I felt many emotions that day and the days to come. The emotion that stuck with me the most was anger. Anger that the shooter targeted my city, anger at how many innocent lives were lost, anger that the shooting was racially motivated, and anger at the systems and society that let this happen.
It’s easy for me to get lost in the anger.
It’s a defense mechanism that lets me feel safe while denying emotions that are harder for me to process like compassion, patience, and grief. There’s a weakness I associate with sadness, so it’s the anger I hold on to.
Thankfully, I have an incredible support system. In my network, particularly, my West Fund family, we have regular conversations about real-world oppressions that impact us and our work. In fact, as an organization, we are creating a glossary to ensure we are proactively continuing our own education and growth, and are reducing any misunderstanding or conflict by sharing our understanding of key terms like white supremacy, racism, and restorative and transformative justice.
The West Fund practice of having these conversations has been an interesting juxtaposition to the community-wide discussion on white supremacy brought on by the shooting. First, I found that generally, talking about a white supremacist is not complicated. The shooter committed an evil and horrendous act- therefore, it’s easy to call him a white supremacist.
What is harder to explain is the ideology of white supremacy. I noticed there was a tendency to equate white supremacy with white people. There was also incredible comfort in the fact that the shooter is an outsider, which only contributed to an underlying assumption that because we live in a primarily Latinx community, we cannot be racist.
This is all misguided.
The way that white supremacy has and continues to seep into our institutions, history, government, and everyday lives is so pervasive. It’s insidious and harder to pinpoint than say, a blatantly racist person. White supremacy is about institutional, structural, and systemic racism, not individual people. Having the community-wide conversation was challenging because 1) we aren’t in a cultural practice of civil discourse- especially with today’s strongly politicized language, and 2) we don’t have that shared knowledge or understanding of terms like white supremacy to build on. White supremacy could mean three different things to three different people, and so it becomes that much harder to communicate.

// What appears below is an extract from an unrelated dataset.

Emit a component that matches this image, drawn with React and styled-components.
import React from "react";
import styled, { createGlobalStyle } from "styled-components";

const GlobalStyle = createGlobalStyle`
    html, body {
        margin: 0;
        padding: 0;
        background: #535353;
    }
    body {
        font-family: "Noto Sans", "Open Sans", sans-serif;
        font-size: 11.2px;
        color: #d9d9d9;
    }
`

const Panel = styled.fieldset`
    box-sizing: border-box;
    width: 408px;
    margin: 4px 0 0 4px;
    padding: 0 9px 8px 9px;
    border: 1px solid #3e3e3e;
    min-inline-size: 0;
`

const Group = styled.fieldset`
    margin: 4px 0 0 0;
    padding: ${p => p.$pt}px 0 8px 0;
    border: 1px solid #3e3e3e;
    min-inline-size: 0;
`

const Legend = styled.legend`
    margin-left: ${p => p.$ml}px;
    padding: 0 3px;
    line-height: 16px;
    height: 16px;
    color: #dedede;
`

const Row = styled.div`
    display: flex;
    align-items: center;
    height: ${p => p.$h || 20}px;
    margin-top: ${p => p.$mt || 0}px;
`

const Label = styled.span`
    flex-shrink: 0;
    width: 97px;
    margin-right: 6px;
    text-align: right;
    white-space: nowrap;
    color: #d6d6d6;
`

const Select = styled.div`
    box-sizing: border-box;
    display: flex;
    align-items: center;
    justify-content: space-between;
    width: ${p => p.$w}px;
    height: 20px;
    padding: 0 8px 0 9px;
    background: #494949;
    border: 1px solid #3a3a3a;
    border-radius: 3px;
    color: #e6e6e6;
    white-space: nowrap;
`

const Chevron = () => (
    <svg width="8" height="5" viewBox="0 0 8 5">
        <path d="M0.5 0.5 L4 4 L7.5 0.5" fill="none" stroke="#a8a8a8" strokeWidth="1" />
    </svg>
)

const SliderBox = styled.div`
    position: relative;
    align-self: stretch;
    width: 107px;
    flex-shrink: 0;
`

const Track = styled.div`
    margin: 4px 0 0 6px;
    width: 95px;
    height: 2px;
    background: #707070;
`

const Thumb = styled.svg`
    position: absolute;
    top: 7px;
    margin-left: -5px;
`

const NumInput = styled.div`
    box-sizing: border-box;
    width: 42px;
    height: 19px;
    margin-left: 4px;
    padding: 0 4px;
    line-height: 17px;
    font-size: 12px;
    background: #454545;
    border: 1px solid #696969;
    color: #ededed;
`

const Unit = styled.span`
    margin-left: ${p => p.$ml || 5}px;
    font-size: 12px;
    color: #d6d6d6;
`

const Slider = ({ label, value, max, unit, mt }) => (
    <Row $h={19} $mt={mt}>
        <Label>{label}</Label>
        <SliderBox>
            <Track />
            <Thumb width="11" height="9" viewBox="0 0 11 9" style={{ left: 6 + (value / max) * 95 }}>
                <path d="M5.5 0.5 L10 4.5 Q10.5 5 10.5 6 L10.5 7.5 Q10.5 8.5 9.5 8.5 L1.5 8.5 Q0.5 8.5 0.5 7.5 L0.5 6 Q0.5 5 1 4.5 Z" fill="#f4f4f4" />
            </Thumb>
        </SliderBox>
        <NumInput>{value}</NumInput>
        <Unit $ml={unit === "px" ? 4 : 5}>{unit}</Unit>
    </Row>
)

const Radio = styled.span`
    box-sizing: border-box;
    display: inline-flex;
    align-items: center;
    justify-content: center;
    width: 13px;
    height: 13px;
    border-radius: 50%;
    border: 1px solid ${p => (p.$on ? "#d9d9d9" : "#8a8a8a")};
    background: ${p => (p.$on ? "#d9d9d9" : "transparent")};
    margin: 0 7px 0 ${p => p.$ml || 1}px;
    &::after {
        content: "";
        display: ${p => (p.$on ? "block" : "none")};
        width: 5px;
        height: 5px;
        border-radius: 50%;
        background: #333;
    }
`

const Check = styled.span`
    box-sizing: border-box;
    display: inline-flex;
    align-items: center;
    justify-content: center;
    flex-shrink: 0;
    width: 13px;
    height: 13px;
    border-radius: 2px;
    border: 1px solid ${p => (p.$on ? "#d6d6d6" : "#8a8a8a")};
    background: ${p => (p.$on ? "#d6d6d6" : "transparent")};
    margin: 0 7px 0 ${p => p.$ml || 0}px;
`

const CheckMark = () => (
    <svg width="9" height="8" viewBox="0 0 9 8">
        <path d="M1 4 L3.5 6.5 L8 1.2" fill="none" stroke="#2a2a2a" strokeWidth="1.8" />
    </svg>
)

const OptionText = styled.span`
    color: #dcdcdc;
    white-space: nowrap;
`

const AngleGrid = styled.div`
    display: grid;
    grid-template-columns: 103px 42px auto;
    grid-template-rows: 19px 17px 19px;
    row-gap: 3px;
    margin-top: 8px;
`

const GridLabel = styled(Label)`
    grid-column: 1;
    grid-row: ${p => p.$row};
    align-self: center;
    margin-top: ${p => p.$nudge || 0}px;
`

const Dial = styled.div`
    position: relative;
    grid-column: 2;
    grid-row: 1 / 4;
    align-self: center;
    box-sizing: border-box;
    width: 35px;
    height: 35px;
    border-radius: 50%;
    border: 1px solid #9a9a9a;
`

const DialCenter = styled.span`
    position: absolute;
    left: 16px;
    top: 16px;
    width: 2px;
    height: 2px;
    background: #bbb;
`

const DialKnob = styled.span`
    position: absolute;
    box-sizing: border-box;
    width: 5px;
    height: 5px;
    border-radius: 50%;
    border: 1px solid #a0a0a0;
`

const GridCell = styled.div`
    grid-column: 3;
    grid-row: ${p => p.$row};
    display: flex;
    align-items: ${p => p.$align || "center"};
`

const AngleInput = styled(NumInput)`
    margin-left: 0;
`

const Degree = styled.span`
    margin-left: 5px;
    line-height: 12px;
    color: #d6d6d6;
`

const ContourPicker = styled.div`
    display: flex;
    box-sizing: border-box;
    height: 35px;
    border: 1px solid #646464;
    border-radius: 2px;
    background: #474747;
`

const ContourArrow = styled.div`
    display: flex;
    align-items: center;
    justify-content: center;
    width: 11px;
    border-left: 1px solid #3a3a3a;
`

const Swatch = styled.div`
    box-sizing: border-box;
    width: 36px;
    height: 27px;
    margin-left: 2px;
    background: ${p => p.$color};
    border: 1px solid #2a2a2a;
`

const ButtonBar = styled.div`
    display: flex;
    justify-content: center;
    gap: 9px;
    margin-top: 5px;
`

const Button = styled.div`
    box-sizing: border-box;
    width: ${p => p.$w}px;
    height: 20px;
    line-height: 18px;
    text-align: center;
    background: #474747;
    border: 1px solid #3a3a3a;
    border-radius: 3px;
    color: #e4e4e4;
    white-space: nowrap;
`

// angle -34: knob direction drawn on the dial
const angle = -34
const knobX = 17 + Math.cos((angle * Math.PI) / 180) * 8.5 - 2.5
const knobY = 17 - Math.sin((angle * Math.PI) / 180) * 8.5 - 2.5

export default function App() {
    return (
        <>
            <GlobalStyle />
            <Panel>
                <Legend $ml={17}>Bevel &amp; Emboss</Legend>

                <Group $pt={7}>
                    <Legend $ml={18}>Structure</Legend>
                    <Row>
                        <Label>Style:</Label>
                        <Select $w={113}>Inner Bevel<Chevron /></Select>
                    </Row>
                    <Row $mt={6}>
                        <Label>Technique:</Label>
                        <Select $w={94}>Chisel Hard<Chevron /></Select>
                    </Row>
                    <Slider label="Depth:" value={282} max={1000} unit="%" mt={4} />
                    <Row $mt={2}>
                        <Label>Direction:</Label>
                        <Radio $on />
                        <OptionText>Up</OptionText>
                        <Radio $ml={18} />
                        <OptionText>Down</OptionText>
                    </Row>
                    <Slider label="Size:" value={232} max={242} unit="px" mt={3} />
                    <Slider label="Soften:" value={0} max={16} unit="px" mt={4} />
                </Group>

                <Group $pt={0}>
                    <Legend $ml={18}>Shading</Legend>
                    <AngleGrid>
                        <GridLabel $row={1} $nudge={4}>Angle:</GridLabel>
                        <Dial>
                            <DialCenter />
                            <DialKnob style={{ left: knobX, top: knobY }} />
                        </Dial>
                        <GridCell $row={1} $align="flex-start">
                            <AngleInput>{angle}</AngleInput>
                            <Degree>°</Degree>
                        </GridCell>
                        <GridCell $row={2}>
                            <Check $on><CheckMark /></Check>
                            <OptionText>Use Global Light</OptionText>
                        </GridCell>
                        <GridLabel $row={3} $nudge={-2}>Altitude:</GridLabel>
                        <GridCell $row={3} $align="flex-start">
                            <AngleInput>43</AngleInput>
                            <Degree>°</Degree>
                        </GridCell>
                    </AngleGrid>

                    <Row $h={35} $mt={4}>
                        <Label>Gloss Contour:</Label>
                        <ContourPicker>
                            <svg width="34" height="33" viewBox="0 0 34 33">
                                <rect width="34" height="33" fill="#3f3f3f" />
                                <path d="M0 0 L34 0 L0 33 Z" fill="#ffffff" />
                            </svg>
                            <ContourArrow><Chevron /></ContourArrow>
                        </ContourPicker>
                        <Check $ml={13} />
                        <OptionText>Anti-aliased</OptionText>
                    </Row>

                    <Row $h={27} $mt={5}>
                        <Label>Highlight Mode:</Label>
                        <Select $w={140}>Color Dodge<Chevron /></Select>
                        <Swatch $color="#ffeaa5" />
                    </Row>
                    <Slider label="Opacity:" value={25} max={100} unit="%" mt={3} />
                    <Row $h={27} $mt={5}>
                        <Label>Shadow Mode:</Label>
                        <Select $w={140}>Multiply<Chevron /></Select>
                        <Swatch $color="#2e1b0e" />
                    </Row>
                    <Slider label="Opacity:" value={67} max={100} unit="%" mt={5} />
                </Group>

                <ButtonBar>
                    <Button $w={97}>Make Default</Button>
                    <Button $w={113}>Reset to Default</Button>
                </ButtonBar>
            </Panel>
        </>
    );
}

I mention this not to harp on how amazing and proud of West Fund I am (though I am and I just did), but (more so) to express how incredibly necessary it is to our survival that we create intentional spaces to talk about real issues like white supremacy. If we could put our anger, or pain, or fear aside, we could talk about how anti-immigrant language perpetuates white supremacy; we could explore how the nuances of race and gender are inextricably linked to mass gun violence; and we could examine the way in which border communities like El Paso are routinely short-changed of goods, services, investment, and resources.
There is much work we have to do to dismantle white supremacy, and it begins with a culture shift. There is so much we could accomplish by having these broader conversations. A conversation on white supremacy means a conversation on the climate crisis, on mass incarceration, on immigration, on income inequality, and so much more. We owe it to ourselves to process what is happening together. From experience, I know there is too much pain and injustice for us to do it alone.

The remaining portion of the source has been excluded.